Litigation: The New Reality for Defined Contribution Plans

By Randy Myers


For the past decade, sponsoring or servicing a retirement savings plan has been fraught with litigation risk. It could get worse.

The targeting of retirement plans by the plaintiffs’ bar began in earnest in September 2006 when the St. Louis-based law firm of Schlichter Bogard & Denton filed lawsuits against several high-profile 401(k) plans. Most of the suits alleged the plans had been paying excessive fees to service providers, to the detriment of plan participants. The Schlichter firm has not prevailed yet in any of these cases, but it has collected more than $300 million in settlements. In the years since, more lawsuits have followed, not only against 401(k) plans but also, more recently, 403(b) plans. These suits allege a range of violations of the Employee Retirement Income Security Act (ERISA), including the increasingly popular claim that plans offered too many actively managed funds and not enough passively managed funds.

Now, plan sponsors, and their vendors and advisors, could be facing even more potential liability as a result of a new fiduciary rule handed down earlier this year by the Department of Labor. Scheduled to become applicable on April 10, 2017, the rule broadens the definition of a plan fiduciary under ERISA to cover anyone who makes investment recommendations to a retirement plan sponsor, plan participant, or owner of an Individual Retirement Account.

“The rule is intended to expand the universe of people who are subject to fiduciary responsibility,” said Eric Mattson, a Partner, Class Action Litigation, for the law firm of Sidley Austin LLP, during a presentation at the 2016 SVIA Fall Forum in Washington, D.C. “And just like night follows day, litigation follows fiduciary status.”

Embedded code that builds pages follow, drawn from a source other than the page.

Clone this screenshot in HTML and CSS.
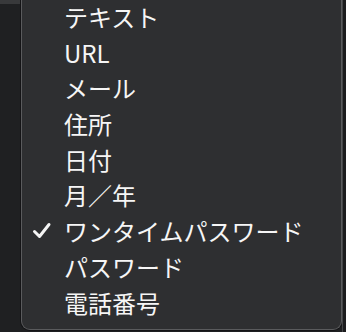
FILE: index.html
```html
<!DOCTYPE html>
<html lang="ja">
<head>
<meta charset="utf-8">
<link rel="stylesheet" href="styles.css">
</head>
<body>
<div class="page">
  <div class="gutter"><div class="gutter-top"></div></div>
  <ul class="menu">
    <li class="item">テキスト</li>
    <li class="item">URL</li>
    <li class="item">メール</li>
    <li class="item">住所</li>
    <li class="item">日付</li>
    <li class="item">月／年</li>
    <li class="item checked"><svg class="check" width="20" height="18" viewBox="0 0 20 18"><path d="M2.5 9.5 L7.5 14.5 L17 2.5" fill="none" stroke="#f4f4f4" stroke-width="3" stroke-linecap="round" stroke-linejoin="round"/></svg>ワンタイムパスワード</li>
    <li class="item">パスワード</li>
    <li class="item">電話番号</li>
  </ul>
  <div class="right"></div>
</div>
</body>
</html>
```
FILE: styles.css
```css
html, body {
  margin: 0;
  padding: 0;
  background: #1e1f21;
  width: 346px;
  height: 332px;
  overflow: hidden;
}
.page {
  display: flex;
  align-items: flex-start;
  height: 332px;
}
.gutter {
  width: 21px;
  height: 332px;
  background: #1f2022;
  flex: none;
}
.gutter-top {
  height: 4px;
  background: #38393b;
}
.menu {
  list-style: none;
  margin: -2px 0 0 0;
  padding: 1px 0 9px 0;
  width: 319px;
  flex: none;
  background: #2e2f31;
  border: 1px solid #5a5b5d;
  border-top: none;
  border-radius: 0 0 9px 9px;
  box-shadow: 0 0 0 1px #141416;
  font-family: "Noto Sans CJK JP", "Noto Sans", sans-serif;
  font-size: 24px;
  color: #f6f6f6;
}
.item {
  height: 35.7px;
  line-height: 35.7px;
  padding-left: 42px;
  position: relative;
  white-space: nowrap;
}
.check {
  position: absolute;
  left: 10px;
  top: 9px;
}
.right {
  flex: 1;
  height: 332px;
  background: #1c1c1e;
  border-left: 1px solid #444547;
}
```
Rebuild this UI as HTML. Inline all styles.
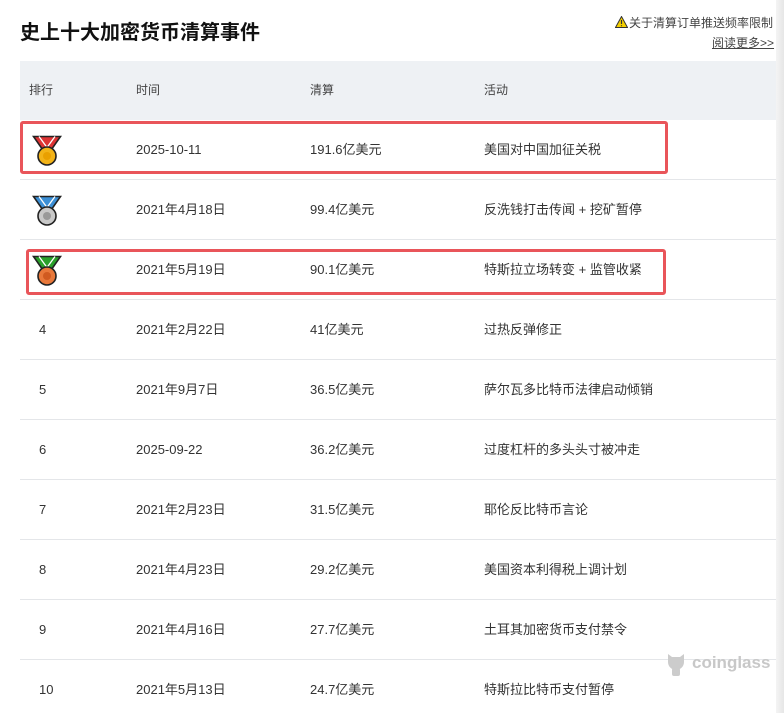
<!DOCTYPE html>
<html><head><meta charset="utf-8"><style>
*{margin:0;padding:0;box-sizing:border-box}
body{width:784px;height:713px;background:#fff;font-family:"Liberation Sans","Noto Sans CJK SC",sans-serif;color:#333;position:relative;overflow:hidden}
.abs{position:absolute}
.t{font-size:13px;white-space:nowrap;line-height:16px}
.title{left:20px;top:16px;font-size:20px;font-weight:bold;color:#111}
.hd{left:20px;top:61px;width:756px;height:59px;background:#eef1f4}
.row{left:20px;width:756px;height:60px;border-bottom:1px solid #e4e6e9}
.box{border:3px solid #e9555a;border-radius:3px}
.shadow{left:776px;top:0;width:8px;height:713px;background:linear-gradient(90deg,#f4f4f4,#e6e6e6)}
</style></head><body>
<div class="abs shadow"></div>
<div class="abs title">史上十大加密货币清算事件</div>
<svg class="abs" style="left:615px;top:16px" width="13" height="12" viewBox="0 0 13 12"><path d="M6.5 0.5L12.5 11.5H0.5z" fill="#f5d000" stroke="#333" stroke-width="1"/><path d="M6.5 4v4M6.5 9.2v1" stroke="#333" stroke-width="1.2"/></svg>
<div class="abs t" style="left:629px;top:15px;font-size:12px;color:#444">关于清算订单推送频率限制</div>
<div class="abs t" style="left:712px;top:35px;font-size:12px;color:#444;text-decoration:underline">阅读更多&gt;&gt;</div>
<div class="abs hd"></div>
<div class="abs t" style="left:29px;top:82px;font-size:12px;color:#444">排行</div>
<div class="abs t" style="left:136px;top:82px;font-size:12px;color:#444">时间</div>
<div class="abs t" style="left:310px;top:82px;font-size:12px;color:#444">清算</div>
<div class="abs t" style="left:484px;top:82px;font-size:12px;color:#444">活动</div>

<div class="abs row" style="top:120px"></div>
<div class="abs row" style="top:180px"></div>
<div class="abs row" style="top:240px"></div>
<div class="abs row" style="top:300px"></div>
<div class="abs row" style="top:360px"></div>
<div class="abs row" style="top:420px"></div>
<div class="abs row" style="top:480px"></div>
<div class="abs row" style="top:540px"></div>
<div class="abs row" style="top:600px"></div>
<div class="abs row" style="top:660px;border:none"></div>

<div class="abs box" style="left:20px;top:121px;width:648px;height:53px"></div>
<div class="abs box" style="left:26px;top:249px;width:640px;height:46px"></div>

<svg class="abs" style="left:32px;top:135px" width="30" height="32" viewBox="0 0 30 32"><path d="M1.5 1.5h27l-9 13h-9z" fill="#d33" stroke="#222" stroke-width="1.6"/><path d="M7 1.5l8 11 8-11" fill="none" stroke="#fff" stroke-width="1.3"/><circle cx="15" cy="21" r="9" fill="#f2b318" stroke="#222" stroke-width="1.6"/><circle cx="15" cy="21" r="4" fill="#e9a000"/></svg>
<svg class="abs" style="left:32px;top:195px" width="30" height="32" viewBox="0 0 30 32"><path d="M1.5 1.5h27l-9 13h-9z" fill="#3b8fd6" stroke="#222" stroke-width="1.6"/><path d="M7 1.5l8 11 8-11" fill="none" stroke="#fff" stroke-width="1.3"/><circle cx="15" cy="21" r="9" fill="#c8c8c8" stroke="#222" stroke-width="1.6"/><circle cx="15" cy="21" r="4" fill="#999"/></svg>
<svg class="abs" style="left:32px;top:255px" width="30" height="32" viewBox="0 0 30 32"><path d="M1.5 1.5h27l-9 13h-9z" fill="#2aa02a" stroke="#222" stroke-width="1.6"/><path d="M7 1.5l8 11 8-11" fill="none" stroke="#fff" stroke-width="1.3"/><circle cx="15" cy="21" r="9" fill="#e8783a" stroke="#222" stroke-width="1.6"/><circle cx="15" cy="21" r="4" fill="#d05a20"/></svg>

<div class="abs t" style="left:136px;top:142px">2025-10-11</div><div class="abs t" style="left:310px;top:142px">191.6亿美元</div><div class="abs t" style="left:484px;top:142px">美国对中国加征关税</div>
<div class="abs t" style="left:136px;top:202px">2021年4月18日</div><div class="abs t" style="left:310px;top:202px">99.4亿美元</div><div class="abs t" style="left:484px;top:202px">反洗钱打击传闻 + 挖矿暂停</div>
<div class="abs t" style="left:136px;top:262px">2021年5月19日</div><div class="abs t" style="left:310px;top:262px">90.1亿美元</div><div class="abs t" style="left:484px;top:262px">特斯拉立场转变 + 监管收紧</div>
<div class="abs t" style="left:39px;top:322px">4</div><div class="abs t" style="left:136px;top:322px">2021年2月22日</div><div class="abs t" style="left:310px;top:322px">41亿美元</div><div class="abs t" style="left:484px;top:322px">过热反弹修正</div>
<div class="abs t" style="left:39px;top:382px">5</div><div class="abs t" style="left:136px;top:382px">2021年9月7日</div><div class="abs t" style="left:310px;top:382px">36.5亿美元</div><div class="abs t" style="left:484px;top:382px">萨尔瓦多比特币法律启动倾销</div>
<div class="abs t" style="left:39px;top:442px">6</div><div class="abs t" style="left:136px;top:442px">2025-09-22</div><div class="abs t" style="left:310px;top:442px">36.2亿美元</div><div class="abs t" style="left:484px;top:442px">过度杠杆的多头头寸被冲走</div>
<div class="abs t" style="left:39px;top:502px">7</div><div class="abs t" style="left:136px;top:502px">2021年2月23日</div><div class="abs t" style="left:310px;top:502px">31.5亿美元</div><div class="abs t" style="left:484px;top:502px">耶伦反比特币言论</div>
<div class="abs t" style="left:39px;top:562px">8</div><div class="abs t" style="left:136px;top:562px">2021年4月23日</div><div class="abs t" style="left:310px;top:562px">29.2亿美元</div><div class="abs t" style="left:484px;top:562px">美国资本利得税上调计划</div>
<div class="abs t" style="left:39px;top:622px">9</div><div class="abs t" style="left:136px;top:622px">2021年4月16日</div><div class="abs t" style="left:310px;top:622px">27.7亿美元</div><div class="abs t" style="left:484px;top:622px">土耳其加密货币支付禁令</div>
<div class="abs t" style="left:39px;top:682px">10</div><div class="abs t" style="left:136px;top:682px">2021年5月13日</div><div class="abs t" style="left:310px;top:682px">24.7亿美元</div><div class="abs t" style="left:484px;top:682px">特斯拉比特币支付暂停</div>

<svg class="abs" style="left:665px;top:651px" width="22" height="26" viewBox="0 0 22 26"><path d="M3 3l4 3h8l4-3v8a8 8 0 0 1-16 0z" fill="#ccc"/><rect x="7" y="17" width="8" height="8" rx="2" fill="#ccc"/></svg>
<div class="abs" style="left:692px;top:653px;font-size:17px;font-weight:bold;color:#c8c8c8">coinglass</div>
</body></html>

The most recent ERISA lawsuits have targeted 403(b) plans at prominent private universities such as Yale, the Massachusetts Institute of Technology, and New York University. The suits are similar to the 401(k) lawsuits, but with some new twists. Among other things, Mattson said, they contend that the plans offered too many investment options, which made them confusing for participants, and that they used multiple recordkeepers instead of one, incurring higher-than-necessary expenses. “There’s a whole menu of claims and theories in these lawsuits that have not yet been tested, because 403(b) plans tend to have different structures than 401(k) plans,” Mattson said.

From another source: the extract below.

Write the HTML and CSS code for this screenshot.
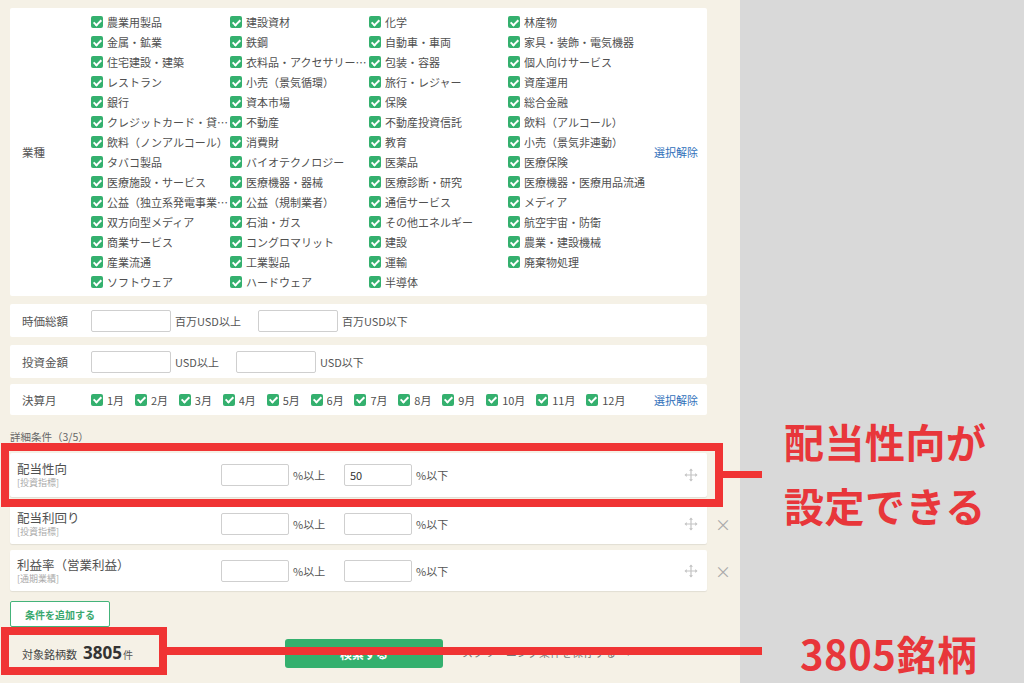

One of the problems for fiduciaries in this new legal environment, Mattson said, is that guidance on what it means to be a fiduciary is not as explicit as it could be. At a high level, fiduciaries have duties of loyalty and prudence to their retirement plans and plan participants. Typically, this has been interpreted to mean that fiduciaries should make sure investment options offered are prudent, and that fees are not excessive. But attorneys say that guidance is muddy. In Tibble v. Edison International in 2015, Mattson noted, the U.S. Supreme Court confirmed that fiduciaries have a continuing duty “of some kind” to monitor investments and remove imprudent ones, and to conduct a regular review of investments, with the nature and timing of those reviews contingent on the circumstances. “Good luck advising plans on exactly what they are supposed to do,” Mattson said of those instructions. He added that if nothing else, it means fiduciaries cannot—if they ever could—just “set and forget” a lineup of investment options for a retirement plan.

Where stable value has been an issue in retirement-plan lawsuits, Mattson said claims often have revolved around the idea that plans breached their fiduciary duty by offering participants a money market fund rather than a higher-yielding stable value fund. To date, he said, courts have generally not bought into this argument. Defendants have successfully argued that they chose money market funds after thoughtful consideration of the pros and cons of each type of investment.

In one case, Mattson added, the plaintiffs argued that because the stable value provider had sole and exclusive discretion to determine its product’s crediting rate—and to set that rate below its internal rate of return—the provider was guaranteeing itself a substantial profit and not disclosing this to participants. Like many other defense attorneys, Mattson said he does not put much stock in this argument, but he noted that there has been no ruling in the case to date. He also noted that the more a crediting rate relies on a stated formula, the less risk a stable value provider should run.

In still another case, Mattson said, plaintiffs have argued that a stable value fund invested too conservatively, leading to lower-than-necessary returns for investors. That case is continuing to wind its way through the court system.

What should fiduciaries do in the wake of all this litigation? Some things are obvious, Mattson said, advising that they:

  • Conduct regular reviews of their investment lineup
  • Adopt an investment policy statement
  • Show their work (show they went through processes and thought about what they were doing in making decisions)
  • Consider expenses
  • Consider the performance of investment options
  • Consider the effect of changes to an investment fund
  • Consider hiring a consultant, or perhaps a formal fiduciary investment advisor
  • Consider offering a stable value fund as a plan investment option instead of, or in addition to, a money market fund.